How metrics led to the deprioritization of delivering capability: DoD obligation rates

Here’s a slice of a paper from Col. Jesse Marsalis at National Defense University: The Negative Impacts of the Benchmarks. The benchmarks in question of USD Comptroller’s Rule-of-Thumb acquisition obligation and expenditure rates. These benchmarks are not found anywhere in a DoD instruction, manual, regulation, or any historic record found by the author. Yet they have incredible impacts on the acquisition workforce.

Essentially, financial managers from DoD to Congress use the benchmarks to see who is spending money too slow and who is spending it too fast. The rates assume programs will obligate and expend in a linear fashion. For example, every month RDT&E funds should be obligated (e.g., put on contract) at a rate of 7.5 percent each and every months from the start of the year until it reaches 90% obligated by the end of the first year (even though the appropriation is good for obligations within two years). This is unrealistic because program offices don’t actually receive their allotment of funding for days or even weeks after the start of the fiscal year.

Office of Undersecretary of Defense Comptroller Rule-of-Thumb Acquisition Obligation and Expenditure Rates

More to the point, if a program is not obligating funding fast enough according to the metrics, it becomes a prime target for reprogramming to other priority areas. Here is some discussion on the impact:

… instead of an evidence-based decrement, authorities took the funding through a simple “peanut butter spread” reduction across the enterprise based on how organizations ranked against the monthly benchmarks. The author’s command learned the lesson, and behaviors quickly changed, as leaders prioritized the benchmarks above everything else, including operational needs. The author was surprised sometime later when he saw the customer direct a shift of a higher priority effort to execute later in the year to support improved monthly benchmarks. In short, the aggressive focus on the monthly benchmarks had taken a stranglehold as the customer started prioritizing them to protect funding above the pursuit of capabilities deemed critical for its warfighters. The benchmarks became the target, not the delivery of capability.

And some quotes on that:

In explaining the focus on the benchmarks, one program manager said, “If you’re green, no one bothers you!” Another program manager said, “leaders don’t want to have to answer questions of appropriators…, so they set an extraordinarily high focus on the monthly rates so that they are not scrutinized.”

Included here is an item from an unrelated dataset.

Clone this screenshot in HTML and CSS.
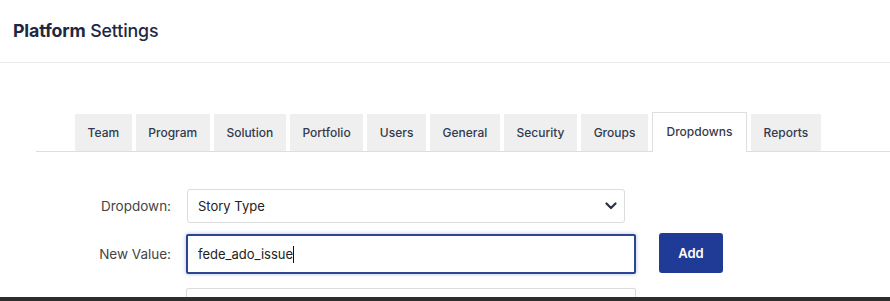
FILE: index.html
```html
<!DOCTYPE html>
<html lang="en">
<head>
  <meta charset="UTF-8">
  <title>Platform Settings</title>
  <link rel="stylesheet" href="styles.css">
</head>
<body>

<div class="page">
  <!-- Шапка -->
  <div class="header">
    <h1><b>Platform</b> Settings</h1>
  </div>

  <!-- Вкладки -->
  <div class="tabs">
    <div class="tab">Team</div>
    <div class="tab">Program</div>
    <div class="tab">Solution</div>
    <div class="tab">Portfolio</div>
    <div class="tab">Users</div>
    <div class="tab">General</div>
    <div class="tab">Security</div>
    <div class="tab">Groups</div>
    <div class="tab active">Dropdowns</div>
    <div class="tab">Reports</div>
  </div>

  <!-- Форма -->
  <div class="form">
    <div class="row">
      <label>Dropdown:</label>
      <div class="select">
        <span>Story Type</span>
        <svg width="12" height="8" viewBox="0 0 12 8"><path d="M1.5 1.5 L6 6 L10.5 1.5" fill="none" stroke="#2a3140" stroke-width="2.2" stroke-linecap="round" stroke-linejoin="round"/></svg>
      </div>
    </div>
    <div class="row">
      <label>New Value:</label>
      <div class="input focused"><span class="caret">fede_ado_issue</span></div>
      <button class="btn">Add</button>
    </div>
    <div class="row">
      <label></label>
      <div class="input list"></div>
    </div>
  </div>
</div>
<div class="bottom-bar"></div>

</body>
</html>
```

FILE: styles.css
```css
body {
  margin: 0;
  font-family: Inter, "Noto Sans", sans-serif;
  background: #ffffff;
  color: #222;
}
.page {
  height: 297px;
  overflow: hidden;
}
.header {
  height: 63px;
  border-bottom: 1px solid #e9e9e9;
  padding: 0 13px;
  display: flex;
  align-items: center;
  box-sizing: border-box;
}
.header h1 {
  margin: -2px 0 0 0;
  font-size: 17.8px;
  font-weight: 500;
  color: #1e2843;
  letter-spacing: -0.15px;
}
.header h1 b {
  font-weight: 700;
}
.tabs {
  display: flex;
  gap: 4px;
  margin: 49px 0 0 36px;
  padding-left: 39px;
  border-bottom: 1px solid #dedede;
  align-items: flex-end;
}
.tab {
  height: 37px;
  line-height: 38px;
  padding: 0 12.6px;
  background: #efefef;
  font-size: 12px;
  font-weight: 500;
  color: #333a4d;
}
.tab.active {
  background: #ffffff;
  border: 1px solid #dedede;
  border-bottom: none;
  height: 38px;
  margin-bottom: -1px;
  padding: 0 13.6px 1px 13.6px;
}
.form {
  margin-top: 37px;
}
.row {
  display: flex;
  align-items: center;
  margin-bottom: 11px;
}
.row label {
  flex: 0 0 187px;
  text-align: right;
  padding-right: 16px;
  box-sizing: border-box;
  font-size: 13.5px;
  color: #444;
}
.select {
  width: 438px;
  height: 34px;
  border: 1px solid #dcdcdc;
  border-radius: 3px;
  box-sizing: border-box;
  display: flex;
  align-items: center;
  justify-content: space-between;
  padding: 0 7px 0 10px;
  font-size: 13px;
  color: #222;
}
.input {
  width: 450px;
  height: 40px;
  border: 1px solid #dcdcdc;
  border-radius: 2px;
  box-sizing: border-box;
  display: flex;
  align-items: center;
  padding: 0 11px;
  font-size: 13px;
  color: #222;
}
.input.focused {
  margin-left: -1px;
  border: 2px solid #2b4596;
  box-shadow: 0 0 4px rgba(43, 69, 150, 0.35);
  padding: 0 10px;
}
.caret {
  border-right: 1px solid #111;
  line-height: 17px;
}
.input.list {
  margin-left: -1px;
  margin-top: 3px;
}
.btn {
  margin-left: 23px;
  width: 64px;
  height: 40px;
  border: none;
  border-radius: 3px;
  background: #1f3b96;
  color: #fff;
  font-family: Inter, "Noto Sans", sans-serif;
  font-size: 13px;
  font-weight: 600;
  margin-top: -2px;
}
.bottom-bar {
  height: 4px;
  background: #2e2e2e;
}
```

Col. Marsalis recommends adjusting the rule-of-thumb rates to look more like an s-curve: it starts out much slower, only 7.5 percent obligated in the first three months for RDT&E rather than in the first month alone. But then it ramps up quicker to meet the 90 percent obligated by the end of the first fiscal year. He also recommends allowing leaders to use the whole life of the appropriation rather than concentrating on the first year for RDT&E and first two years for Procurement.

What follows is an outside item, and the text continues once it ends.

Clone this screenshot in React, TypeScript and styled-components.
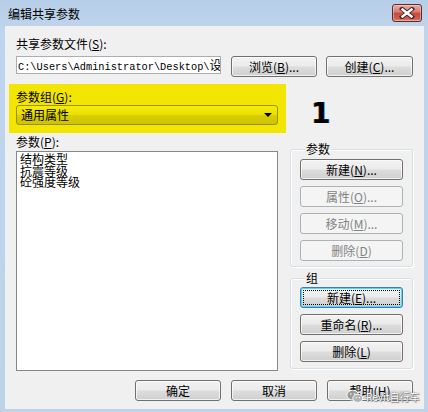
import React from "react";
import styled, { createGlobalStyle, css } from "styled-components";

const Global = createGlobalStyle`
  html, body { margin: 0; padding: 0; background: #bcd3ea; }
  body { font-family: "Noto Sans CJK SC", "Liberation Sans", sans-serif; font-size: 12px; color: #000; }
  * { box-sizing: border-box; }
`;

const Window = styled.div`
  position: relative;
  width: 428px;
  height: 412px;
  display: flex;
  flex-direction: column;
  background: linear-gradient(#b7cee8, #bfd5ed 30px, #bcd3ea);
  overflow: hidden;
`;

const TitleBar = styled.div`
  height: 26px;
  flex: none;
  display: flex;
  align-items: center;
  justify-content: space-between;
  padding: 1px 6px 0 8px;
`;

const Title = styled.span`
  font-size: 12px;
  line-height: 14px;
  color: #000;
`;

const CloseBtn = styled.div`
  width: 30px;
  height: 18px;
  margin-top: -2px;
  border: 1px solid #5e2a28;
  border-radius: 3px;
  background: linear-gradient(#e8a9a1, #d67a6f 45%, #c24b3f 50%, #cd5e50 85%, #e08a78);
  box-shadow: inset 0 0 0 1px rgba(255, 255, 255, 0.35);
  display: flex;
  align-items: center;
  justify-content: center;
`;

const Client = styled.div`
  flex: 1;
  margin: 0 4px 3px 5px;
  background: #f0f0f0;
  padding: 11px 11px 0 11px;
  display: flex;
  flex-direction: column;
`;

const Label = styled.div<{ $mt?: number }>`
  line-height: 14px;
  height: 14px;
  margin-top: ${(p) => p.$mt ?? 0}px;
  white-space: nowrap;
`;

const Row = styled.div<{ $mt?: number; $gap?: number; $justify?: string }>`
  display: flex;
  align-items: flex-start;
  margin-top: ${(p) => p.$mt ?? 0}px;
  gap: ${(p) => p.$gap ?? 0}px;
  justify-content: ${(p) => p.$justify ?? "flex-start"};
`;

const PathBox = styled.div`
  width: 205px;
  height: 18px;
  border: 1px solid #abadb3;
  background: #fff;
  font-family: "Liberation Mono", "Noto Sans CJK SC", monospace;
  font-size: 10.3px;
  line-height: 16px;
  padding-left: 1px;
  white-space: nowrap;
  overflow: hidden;
`;

const CjkTail = styled.span`
  font-family: "Noto Sans CJK SC", sans-serif;
  font-size: 12px;
`;

const Button = styled.div<{ $w?: number; $disabled?: boolean; $focused?: boolean }>`
  position: relative;
  width: ${(p) => p.$w ?? 103}px;
  height: 21px;
  flex: none;
  border: 1px solid #707070;
  border-radius: 3px;
  background: linear-gradient(#f2f2f2, #ebebeb 48%, #dddddd 52%, #cfcfcf);
  box-shadow: inset 0 0 0 1px rgba(255, 255, 255, 0.7);
  display: flex;
  align-items: center;
  justify-content: center;
  line-height: 14px;
  white-space: nowrap;
  color: #000;
  ${(p) =>
    p.$disabled &&
    css`
      border-color: #adb2b5;
      background: #f4f4f4;
      box-shadow: none;
      color: #838383;
    `}
  ${(p) =>
    p.$focused &&
    css`
      border-color: #3c7fb1;
      box-shadow: inset 0 0 0 1px #48d8fb;
      &::after {
        content: "";
        position: absolute;
        inset: 2px;
        border: 1px dotted #000;
        border-radius: 1px;
      }
    `}
`;

const Highlight = styled.div`
  width: 277px;
  height: 49px;
  margin-left: -7px;
  padding: 6px 8px 0 7px;
  background: #f2e600;
  flex: none;
`;

const Combo = styled.div`
  margin-top: 1px;
  width: 262px;
  height: 20px;
  border: 1px solid #99910e;
  border-radius: 3px;
  background: linear-gradient(#f6ea10, #eadf00 48%, #d9ce00 52%, #cec300);
  display: flex;
  align-items: center;
  justify-content: space-between;
  padding: 0 4px 0 4px;
  line-height: 14px;
`;

const Arrow = styled.span`
  width: 0;
  height: 0;
  border-left: 4px solid transparent;
  border-right: 4px solid transparent;
  border-top: 4px solid #000;
  margin-right: 1px;
`;

const Number = styled.div`
  margin: 15px 0 0 25px;
  font-family: "DejaVu Sans", sans-serif;
  font-weight: bold;
  font-size: 28px;
  line-height: 30px;
  color: #000;
  text-shadow: -0.6px 0 #c08040, 0.6px 0 #2080ff;
`;

const LeftCol = styled.div`
  display: flex;
  flex-direction: column;
`;

const ListBox = styled.div`
  margin-top: 2px;
  width: 262px;
  height: 220px;
  border: 1px solid #828790;
  background: #fff;
  padding: 1px 0 0 3px;
`;

const ListItem = styled.div`
  line-height: 11.5px;
  height: 11.5px;
  white-space: nowrap;
`;

const RightCol = styled.div`
  margin-top: 10px;
  width: 124px;
  display: flex;
  flex-direction: column;
  gap: 5px;
`;

const Group = styled.fieldset<{ $pt: number; $pb: number }>`
  margin: 0;
  min-width: 0;
  border: 1px solid #d5dfe5;
  border-radius: 3px;
  box-shadow: inset 1px 1px 0 #fff, 1px 1px 0 #fff;
  padding: ${(p) => p.$pt}px 9px ${(p) => p.$pb}px 9px;
  display: flex;
  flex-direction: column;
  gap: 6px;
`;

const Legend = styled.legend`
  padding: 0 1px;
  margin-left: 5px;
  line-height: 12px;
  height: 12px;
  font-size: 12px;
`;

const Watermark = styled.div`
  position: absolute;
  left: 346px;
  top: 389px;
  display: flex;
  align-items: center;
  gap: 2px;
  color: #fff;
  font-size: 10px;
  line-height: 12px;
  text-shadow: 0 0 1px #666, 0 0 1px #666, 1px 1px 1px #888;
  pointer-events: none;
`;

const M = ({ k }: { k: string }) => (
  <>
    (<u>{k}</u>)
  </>
);

export default function App() {
  return (
    <>
      <Global />
      <Window>
        <TitleBar>
          <Title>编辑共享参数</Title>
          <CloseBtn>
            <svg width="16" height="12" viewBox="0 0 16 12">
              <path d="M3 2 L13 10 M13 2 L3 10" stroke="#4a2220" strokeWidth="4.2" strokeLinecap="square" />
              <path d="M3.5 2.5 L12.5 9.5 M12.5 2.5 L3.5 9.5" stroke="#fff" strokeWidth="2.4" strokeLinecap="square" />
            </svg>
          </CloseBtn>
        </TitleBar>
        <Client>
          <Label>
            共享参数文件<M k="S" />:
          </Label>
          <Row $mt={5}>
            <PathBox>
              C:\Users\Administrator\Desktop\<CjkTail>设</CjkTail>
            </PathBox>
            <Button $w={86} style={{ marginLeft: 10 }}>
              浏览<M k="B" />...
            </Button>
            <Button $w={87} style={{ marginLeft: 9 }}>
              创建<M k="C" />...
            </Button>
          </Row>
          <Row $mt={7}>
            <Highlight>
              <Label>
                参数组<M k="G" />:
              </Label>
              <Combo>
                <span>通用属性</span>
                <Arrow />
              </Combo>
            </Highlight>
            <Number>1</Number>
          </Row>
          <Row $gap={12}>
            <LeftCol>
              <Label $mt={2}>
                参数<M k="P" />:
              </Label>
              <ListBox>
                <ListItem>结构类型</ListItem>
                <ListItem>抗震等级</ListItem>
                <ListItem>砼强度等级</ListItem>
              </ListBox>
            </LeftCol>
            <RightCol>
              <Group $pt={4} $pb={5}>
                <Legend>参数</Legend>
                <Button>
                  新建<M k="N" />...
                </Button>
                <Button $disabled>
                  属性<M k="O" />...
                </Button>
                <Button $disabled>
                  移动<M k="M" />...
                </Button>
                <Button $disabled>
                  删除<M k="D" />
                </Button>
              </Group>
              <Group $pt={3} $pb={6}>
                <Legend>组</Legend>
                <Button $focused>
                  新建<M k="E" />...
                </Button>
                <Button>
                  重命名<M k="R" />...
                </Button>
                <Button>
                  删除<M k="L" />
                </Button>
              </Group>
            </RightCol>
          </Row>
          <Row $mt={9} $gap={10} $justify="flex-end">
            <Button $w={86}>确定</Button>
            <Button $w={86}>取消</Button>
            <Button $w={86}>
              帮助<M k="H" />
            </Button>
          </Row>
        </Client>
        <Watermark>
          <svg width="18" height="15" viewBox="0 0 20 16">
            <ellipse cx="7.5" cy="6.5" rx="6.5" ry="5.5" fill="#9a9a9a" stroke="#fff" strokeWidth="1" />
            <ellipse cx="13" cy="10" rx="5.5" ry="4.6" fill="#b5b5b5" stroke="#fff" strokeWidth="1" />
            <circle cx="5.3" cy="5.2" r="0.9" fill="#fff" />
            <circle cx="9.5" cy="5.2" r="0.9" fill="#fff" />
            <circle cx="11.3" cy="9.3" r="0.7" fill="#fff" />
            <circle cx="14.8" cy="9.3" r="0.7" fill="#fff" />
          </svg>
          <span>Revit自行车</span>
        </Watermark>
      </Window>
    </>
  );
}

Another interesting piece was that the total funding that remained unobligated after the life of the appropriation, and therefore expires, decreased from $35 billion to roughly $20 billion between FY2016 and FY2021. That decrease occurred despite the topline budget growing by over $100 billion over that time.

2 Comments

  1. Another reason to be careful when defining the responsibilities and roles of accountants in the running of the Department.

    Other examples of how (well-meaning) accountants (both within the Department and at the GAO) have helped gum up the way the Department works include:

    – expanding the use revolving-fund financing in the 90’s (which has done virtually nothing to fundamentally improve the efficiency or effectiveness of support operations, but has served to increase the influence of comptroller offices and helped make financial management in the Department substantially more complicated than it needs to be);

    – convincing the Congress to pass the CFO Act of 1990 requiring the pursuit of private-sector-style financial statements in every Executive Branch agency (now costing the DoD about a billion dollars a year, with no end – or benefit – in sight); and

    – the recent move by the Association of Military Comptrollers (ASMC) to assemble its own “task force” on PPBES Reform (to bird dog the new Commission on PPBES Reform (to make sure it doesn’t make life harder for Comptrollers – see: https://engage.asmconline.org/viewdocument/asmc-announces-the-planning-progra?CommunityKey=d57f4bab-de23-4f42-ad58-baafc28230b3&tab=librarydocuments)

  2. I don’t know about DoD specifically but obligation and expenditure rates were originally rules of thumb generally to deal with the fact that the federal accounting failed to show accounts payable. If actual expenditure was low then it was assumed there must be many accounts payable outstanding and the Bureau of the Budget would order agencies to establish reserves against this contingency. Since the accounting books were in fact traditionally quite good at tracking cash flow, introducing program budgeting made this problem vastly worse.